I reviewed James Frey's new memoir My Friend Leonard for Time Out New York a few weeks ago. I didn't have many expectations when I took the assignment. I had read parts of his first memoir, A Million Little Pieces, and thought it wasn't bad but at the same time didn't get caught up in all of the excitement that seemed to be surrounding its publication. I had also read his essay in the Marc Josephs photo book American Pitbull, but I had sort of put that out of my mind. So I was suprised by how much I loved My Friend Leonard, which is a lonely, lonely little book that somehow manages to be mesmerizing.
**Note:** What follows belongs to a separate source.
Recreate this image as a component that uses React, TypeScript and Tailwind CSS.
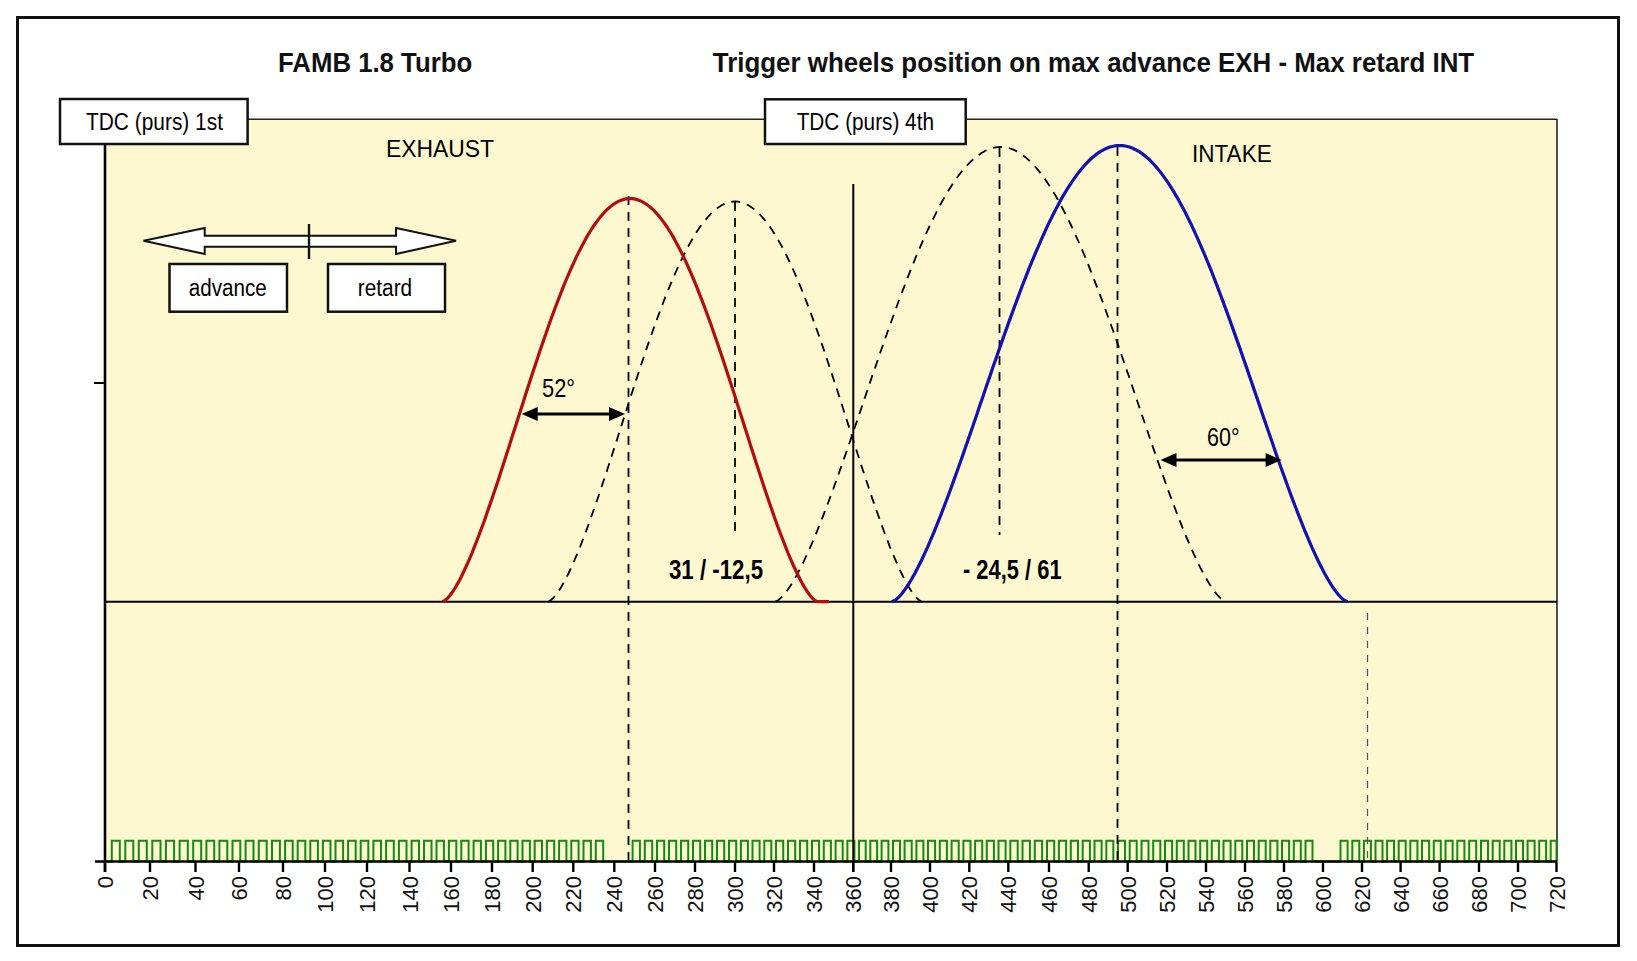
const TICKS = [
  105, 150, 195.5, 239, 283, 325, 367, 409.5, 451, 492, 532.7, 573.3, 614.3, 655, 695, 735, 774, 814, 853.3,
  891, 930, 969.3, 1008.3, 1049, 1088.7, 1127.7, 1167, 1206, 1245, 1284, 1323, 1362, 1400.6, 1439.6, 1479, 1518,
  1556.5,
];

const BASE = 601.7;
const AXIS = 861.5;
const NARROW = "'Liberation Sans Narrow', 'Arial Narrow', 'Liberation Sans', Arial, sans-serif";
const SANS = "'Liberation Sans', Arial, sans-serif";

// degrees -> px (the scanned axis is not quite linear)
const xOf = (deg: number) => {
  const i = Math.min(Math.floor(deg / 20), TICKS.length - 2);
  const f = (deg - i * 20) / 20;
  return TICKS[i] + (TICKS[i + 1] - TICKS[i]) * f;
};

const bell = (cx: number, hw: number, peakY: number, p = 1.5) => {
  const pts: string[] = [];
  const n = 140;
  for (let i = 0; i <= n; i++) {
    const t = i / n;
    const x = cx - hw + 2 * hw * t;
    const y = BASE - (BASE - peakY) * Math.pow(Math.sin(Math.PI * t), p);
    pts.push(`${i === 0 ? "M" : "L"}${x.toFixed(1)},${y.toFixed(1)}`);
  }
  return pts.join(" ");
};

const teethPath = () => {
  let d = `M${xOf(0)},${AXIS}`;
  for (let k = 0; k < 120; k++) {
    if (k === 39 || k === 40 || k === 99 || k === 100) continue;
    const a = xOf(3 + 6 * k);
    const b = xOf(Math.min(3 + 6 * k + 3.6, 720));
    d += ` L${a.toFixed(1)},${AXIS} L${a.toFixed(1)},840.7 L${b.toFixed(1)},840.7 L${b.toFixed(1)},${AXIS}`;
  }
  return d + ` L${xOf(720)},${AXIS}`;
};

const Measure = ({ x1, x2, y }: { x1: number; x2: number; y: number }) => (
  <g fill="#000">
    <line x1={x1 + 12} x2={x2 - 12} y1={y} y2={y} stroke="#000" strokeWidth={3} />
    <polygon points={`${x1},${y} ${x1 + 16},${y - 7} ${x1 + 16},${y + 7}`} />
    <polygon points={`${x2},${y} ${x2 - 16},${y - 7} ${x2 - 16},${y + 7}`} />
  </g>
);

const Label = ({ x, y, w, h, text, tx, tw }: { x: number; y: number; w: number; h: number; text: string; tx: number; tw: number }) => (
  <g>
    <rect x={x} y={y} width={w} height={h} fill="#fff" stroke="#111" strokeWidth={2.5} />
    <text x={tx} y={y + h / 2 + 8.3} fontFamily={NARROW} fontSize={23} textLength={tw} lengthAdjust="spacingAndGlyphs">
      {text}
    </text>
  </g>
);

const Chart = () => (
  <svg viewBox="19 89 1598 855" className="w-[1598px] h-[855px] block">
    <rect x={105} y={119.3} width={1451.5} height={742} fill="#fdf8cf" />
    <line x1={247} x2={1557} y1={119.3} y2={119.3} stroke="#222" strokeWidth={1.6} />
    <line x1={1557} x2={1557} y1={119} y2={861} stroke="#222" strokeWidth={1.6} />

    {/* lift baseline */}
    <line x1={105} x2={1557} y1={BASE} y2={BASE} stroke="#000" strokeWidth={2} />

    {/* trigger wheel */}
    <path d={teethPath()} fill="none" stroke="#138a13" strokeWidth={2} />

    {/* reference lines */}
    <line x1={628.5} x2={628.5} y1={196} y2={861} stroke="#000" strokeWidth={1.8} strokeDasharray="9 7" />
    <line x1={735} x2={735} y1={202} y2={535} stroke="#000" strokeWidth={1.8} strokeDasharray="9 7" />
    <line x1={999.5} x2={999.5} y1={148} y2={535} stroke="#000" strokeWidth={1.8} strokeDasharray="9 7" />
    <line x1={1117.5} x2={1117.5} y1={147} y2={861} stroke="#000" strokeWidth={1.8} strokeDasharray="9 7" />
    <line x1={1367.5} x2={1367.5} y1={613} y2={861} stroke="#555" strokeWidth={1.2} strokeDasharray="7 7" />
    <line x1={853.3} x2={853.3} y1={184} y2={872} stroke="#000" strokeWidth={2} />

    {/* cam lifts */}
    <path d={bell(735, 187, 201.5)} fill="none" stroke="#000" strokeWidth={1.8} strokeDasharray="9 7" />
    <path d={bell(1000.5, 225.5, 147)} fill="none" stroke="#000" strokeWidth={1.8} strokeDasharray="9 7" />
    <path d={bell(630, 187.5, 198.5) + ` L829,${BASE}`} fill="none" stroke="#b30d0d" strokeWidth={3.2} />
    <path d={bell(1119.7, 227.7, 145.5)} fill="none" stroke="#1212b2" strokeWidth={3.2} />

    {/* axes */}
    <line x1={105} x2={105} y1={144} y2={872} stroke="#000" strokeWidth={2.6} />
    <line x1={95} x2={1557} y1={AXIS} y2={AXIS} stroke="#000" strokeWidth={2.6} />
    <line x1={94} x2={105} y1={383} y2={383} stroke="#000" strokeWidth={2} />
    {TICKS.map((x, i) => (
      <g key={i}>
        <line x1={x} x2={x} y1={AXIS} y2={872} stroke="#000" strokeWidth={2.4} />
        <text
          transform={`translate(${(x + 8).toFixed(1)},876) rotate(-90)`}
          textAnchor="end"
          fontFamily={SANS}
          fontSize={22}
          fill="#111"
        >
          {i * 20}
        </text>
      </g>
    ))}

    {/* boxes */}
    <Label x={60} y={99} w={187.6} h={45} text="TDC (purs) 1st" tx={86} tw={137} />
    <Label x={765} y={99.3} w={200.7} h={44.7} text="TDC (purs) 4th" tx={796.7} tw={137.3} />
    <Label x={169.5} y={264} w={117.5} h={47.7} text="advance" tx={188.7} tw={78} />
    <Label x={328} y={264} w={117} h={47.7} text="retard" tx={357.8} tw={54.4} />

    {/* advance / retard arrow */}
    <polygon
      points="143.5,240.7 204.7,228 204.7,235.7 396,235.7 396,228 456,240.7 396,254 396,246.7 204.7,246.7 204.7,254"
      fill="#fff"
      stroke="#111"
      strokeWidth={2}
      strokeLinejoin="miter"
    />
    <line x1={309} x2={309} y1={224} y2={259} stroke="#111" strokeWidth={2.4} />

    <text x={386} y={156.8} fontFamily={NARROW} fontSize={24} textLength={108} lengthAdjust="spacingAndGlyphs">
      EXHAUST
    </text>
    <text x={1192} y={161.6} fontFamily={NARROW} fontSize={24} textLength={79.7} lengthAdjust="spacingAndGlyphs">
      INTAKE
    </text>

    <Measure x1={521.7} x2={625} y={414} />
    <text x={542} y={397} fontFamily={NARROW} fontSize={25} textLength={33} lengthAdjust="spacingAndGlyphs">
      52°
    </text>
    <Measure x1={1160.5} x2={1281.6} y={460} />
    <text x={1207} y={445.7} fontFamily={NARROW} fontSize={25} textLength={32.5} lengthAdjust="spacingAndGlyphs">
      60°
    </text>

    <text x={669} y={579} fontFamily={NARROW} fontWeight={700} fontSize={27} textLength={94} lengthAdjust="spacingAndGlyphs">
      31 / -12,5
    </text>
    <text x={963} y={579} fontFamily={NARROW} fontWeight={700} fontSize={27} textLength={98.6} lengthAdjust="spacingAndGlyphs">
      - 24,5 / 61
    </text>
  </svg>
);

export default function App() {
  return (
    <div className="w-[1637px] h-[961px] bg-white pt-[16px] pl-[16px]">
      <div className="w-[1604px] h-[931px] border-[3px] border-[#111] flex flex-col">
        <div className="h-[70px] flex items-start pt-[30px] text-[28px] leading-none font-bold text-[#111] whitespace-nowrap font-['Liberation_Sans_Narrow','Arial_Narrow','Liberation_Sans',sans-serif]">
          <div className="ml-[251px] w-[200px] text-center scale-x-[0.92]">FAMB 1.8 Turbo</div>
          <div className="ml-[193px] w-[861px] text-center scale-x-[0.925]">
            Trigger wheels position on max advance EXH - Max retard INT
          </div>
        </div>
        <Chart />
      </div>
    </div>
  );
}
The part that really got me--and I should have seen it coming--was the final third of the book, which deals in part with his pit bulls, Cassius and Bella. Frey decides he needs a companion and chooses a pit bull, because he's seen how playful a friend's pit is, and that is what he wants: a dog that will interact with him. In a brilliantly written scene, he answers an ad for pit bull puppies that takes him to an unfamiliar section of LA, where he picks a little pup that is the offspring of a large, scarred, imposing sire. What's brilliant about this scene is that even though he totally underplays the elements, the reader knows what Frey doesn't: this is a fighting dog, and his fear of the situation is part of Frey's decision to buy the puppy.
Cassius proves to be a wonderful companion, and for much of the rest of the book scenes are punctuated by the ritual of kissing Cassius, which is expected of anyone who enters or exits Frey's life. Later, he acquires Bella, an abandoned pit bull--but as Cassius grows older, his fighting instincts kick in, and Frey has to choose the most responsible action for the sake of both animals.
And that's when I curled into a little sobbing ball in my bed.